Conditional and Multimodal Flows

  • Conditional NFs

    • Model \(p(x|c)\) by making transformations dependent on conditioning variable \(c\). Used in SRFlow, StyleFlow, etc.
  • C-Flows (Conditional Flows for Cross-Domain Generation)

    • Link multiple data modalities (e.g., images \(x_1\), point clouds \(x_2\)) through a shared latent space \(z\).
    • Learn flows \(f_1: \mathcal{X}_1 \to \mathcal{Z}\) and \(f_2: \mathcal{X}_2 \to \mathcal{Z}\).
    • Allows generating data in one modality conditioned on another, e.g., generate \(x_2\) from \(x_1\) by computing \(z = f_1^{-1}(x_1)\) and then sampling \(x_2 = f_2(z)\).
    • Training can be joint or conditional.

Limitations

  • Dimensionality Preservation

    • Input and output dimensions must match, which can be computationally demanding for high-dimensional data, although techniques like splitting and multi-scale architectures mitigate this.
  • Sample Quality

    • While offering tractable likelihoods, NFs sometimes lag behind Generative Adversarial Networks (GANs) and Diffusion Models in terms of photorealism for complex image generation tasks.
  • Topology

    • Basic NFs cannot change the topology of the space; they are diffeomorphisms. [May not be a practical limitation for many tasks].
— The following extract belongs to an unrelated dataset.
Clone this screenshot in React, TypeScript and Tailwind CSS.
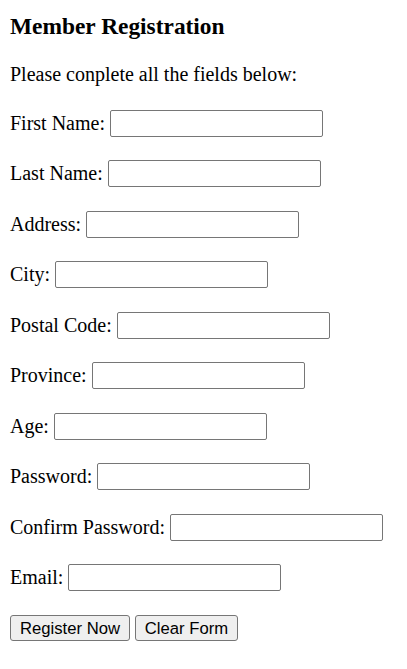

Applications in Computer Vision

  • Super-Resolution

    • Learns a distribution of high-resolution variants.
  • Disentanglement

    • Enables disentangled representation learning.
  • Multimodal Modeling

    • Models joint or conditional distributions over multiple modalities.
  • 3D Shape Modeling

    • Models complex 3D shapes.
  • 3D Pose Estimation

    • Models distributions over 3D poses.
  • Regularization

    • Provides explicit log-likelihoods for regularization in other models.